----- COLLECTED MATERIAL -----

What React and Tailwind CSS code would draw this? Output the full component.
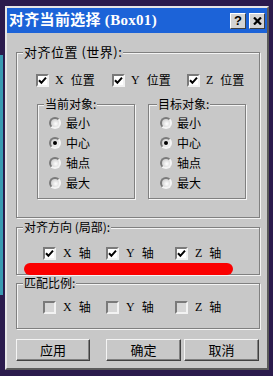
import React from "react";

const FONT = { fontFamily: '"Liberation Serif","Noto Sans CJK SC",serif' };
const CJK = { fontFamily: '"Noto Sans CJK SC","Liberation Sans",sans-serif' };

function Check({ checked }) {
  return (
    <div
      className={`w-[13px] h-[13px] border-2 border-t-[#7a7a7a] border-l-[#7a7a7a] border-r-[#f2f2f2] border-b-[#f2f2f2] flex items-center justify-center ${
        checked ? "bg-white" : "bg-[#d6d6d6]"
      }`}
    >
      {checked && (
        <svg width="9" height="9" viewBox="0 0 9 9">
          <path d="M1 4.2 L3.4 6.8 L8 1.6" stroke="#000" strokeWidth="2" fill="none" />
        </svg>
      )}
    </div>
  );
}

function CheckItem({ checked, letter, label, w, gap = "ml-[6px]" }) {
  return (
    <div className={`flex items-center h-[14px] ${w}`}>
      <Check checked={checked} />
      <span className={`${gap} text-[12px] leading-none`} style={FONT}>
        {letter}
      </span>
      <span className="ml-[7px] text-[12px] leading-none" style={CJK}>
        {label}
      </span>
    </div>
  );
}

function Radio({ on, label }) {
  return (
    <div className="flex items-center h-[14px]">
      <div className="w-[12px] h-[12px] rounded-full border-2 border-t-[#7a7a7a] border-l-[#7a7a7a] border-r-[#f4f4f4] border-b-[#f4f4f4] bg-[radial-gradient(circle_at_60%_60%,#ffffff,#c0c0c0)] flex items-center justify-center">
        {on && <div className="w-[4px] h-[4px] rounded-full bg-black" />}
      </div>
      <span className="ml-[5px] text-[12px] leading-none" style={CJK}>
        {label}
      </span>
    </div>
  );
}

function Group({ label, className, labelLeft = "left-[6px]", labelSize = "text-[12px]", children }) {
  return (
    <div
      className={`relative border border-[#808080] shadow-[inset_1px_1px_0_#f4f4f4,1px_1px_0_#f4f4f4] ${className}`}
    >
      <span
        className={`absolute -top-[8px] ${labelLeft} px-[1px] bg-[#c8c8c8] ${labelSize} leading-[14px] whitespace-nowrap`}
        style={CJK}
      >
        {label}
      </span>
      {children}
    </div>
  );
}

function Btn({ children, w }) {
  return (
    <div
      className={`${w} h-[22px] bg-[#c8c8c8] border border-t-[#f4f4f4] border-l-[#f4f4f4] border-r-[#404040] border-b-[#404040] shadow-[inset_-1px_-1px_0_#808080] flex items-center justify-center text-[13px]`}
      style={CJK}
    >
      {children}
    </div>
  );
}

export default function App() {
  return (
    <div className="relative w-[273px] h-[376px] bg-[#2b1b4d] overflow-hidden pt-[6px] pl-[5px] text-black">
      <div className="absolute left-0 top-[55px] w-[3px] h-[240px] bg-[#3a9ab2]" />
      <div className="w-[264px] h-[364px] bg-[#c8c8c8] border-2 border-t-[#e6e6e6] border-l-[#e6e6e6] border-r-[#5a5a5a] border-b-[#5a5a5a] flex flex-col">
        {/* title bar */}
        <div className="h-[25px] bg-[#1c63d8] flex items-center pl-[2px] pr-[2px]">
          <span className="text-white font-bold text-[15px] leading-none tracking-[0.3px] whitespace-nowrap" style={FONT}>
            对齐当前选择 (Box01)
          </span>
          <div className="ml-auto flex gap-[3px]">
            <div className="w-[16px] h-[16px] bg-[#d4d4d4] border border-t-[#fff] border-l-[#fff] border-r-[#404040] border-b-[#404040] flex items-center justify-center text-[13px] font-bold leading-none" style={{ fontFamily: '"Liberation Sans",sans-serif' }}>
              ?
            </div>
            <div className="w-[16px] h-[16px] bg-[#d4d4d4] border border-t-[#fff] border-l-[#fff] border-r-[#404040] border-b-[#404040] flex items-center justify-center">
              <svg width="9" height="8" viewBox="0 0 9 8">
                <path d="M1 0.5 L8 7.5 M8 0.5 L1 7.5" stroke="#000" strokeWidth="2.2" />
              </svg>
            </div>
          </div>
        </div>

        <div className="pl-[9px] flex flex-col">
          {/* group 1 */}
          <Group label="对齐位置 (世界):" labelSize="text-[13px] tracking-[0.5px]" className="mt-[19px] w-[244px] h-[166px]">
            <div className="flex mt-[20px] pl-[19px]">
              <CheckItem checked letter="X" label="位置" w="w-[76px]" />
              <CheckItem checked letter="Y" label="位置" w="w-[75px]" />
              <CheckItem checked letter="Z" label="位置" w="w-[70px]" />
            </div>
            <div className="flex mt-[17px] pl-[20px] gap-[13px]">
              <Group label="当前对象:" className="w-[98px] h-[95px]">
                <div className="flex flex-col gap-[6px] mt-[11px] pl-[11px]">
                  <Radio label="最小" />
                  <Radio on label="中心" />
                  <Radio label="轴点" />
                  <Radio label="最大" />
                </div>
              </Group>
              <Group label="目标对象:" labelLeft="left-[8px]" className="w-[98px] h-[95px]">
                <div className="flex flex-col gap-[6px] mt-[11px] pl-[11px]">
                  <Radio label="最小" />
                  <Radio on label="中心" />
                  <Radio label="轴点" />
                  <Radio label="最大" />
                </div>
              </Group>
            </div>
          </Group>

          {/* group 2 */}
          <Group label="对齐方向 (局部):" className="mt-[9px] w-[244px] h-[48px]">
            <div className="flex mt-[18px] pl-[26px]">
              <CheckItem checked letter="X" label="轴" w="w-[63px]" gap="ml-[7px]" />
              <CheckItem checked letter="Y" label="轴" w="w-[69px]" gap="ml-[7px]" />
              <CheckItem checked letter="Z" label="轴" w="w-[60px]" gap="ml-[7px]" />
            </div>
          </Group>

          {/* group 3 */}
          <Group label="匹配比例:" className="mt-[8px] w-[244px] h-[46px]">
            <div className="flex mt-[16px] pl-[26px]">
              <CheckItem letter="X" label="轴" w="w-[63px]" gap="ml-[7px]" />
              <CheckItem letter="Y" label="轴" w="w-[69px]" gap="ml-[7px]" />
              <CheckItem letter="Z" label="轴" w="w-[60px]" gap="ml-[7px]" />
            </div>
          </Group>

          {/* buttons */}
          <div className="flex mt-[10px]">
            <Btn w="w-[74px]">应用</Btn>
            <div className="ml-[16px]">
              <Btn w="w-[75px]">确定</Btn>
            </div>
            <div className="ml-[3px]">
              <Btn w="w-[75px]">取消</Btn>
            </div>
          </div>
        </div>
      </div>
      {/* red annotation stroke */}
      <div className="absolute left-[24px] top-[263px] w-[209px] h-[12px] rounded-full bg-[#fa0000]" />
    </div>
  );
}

-----

▸ WHAT TO PRODUCE
Collect each line above holding the string "full".

▸ COMPLETED TASK
What React and Tailwind CSS code would draw this? Output the full component.
      <div className="w-[12px] h-[12px] rounded-full border-2 border-t-[#7a7a7a] border-l-[#7a7a7a] border-r-[#f4f4f4] border-b-[#f4f4f4] bg-[radial-gradient(circle_at_60%_60%,#ffffff,#c0c0c0)] flex items-center justify-center">
        {on && <div className="w-[4px] h-[4px] rounded-full bg-black" />}
      <div className="absolute left-[24px] top-[263px] w-[209px] h-[12px] rounded-full bg-[#fa0000]" />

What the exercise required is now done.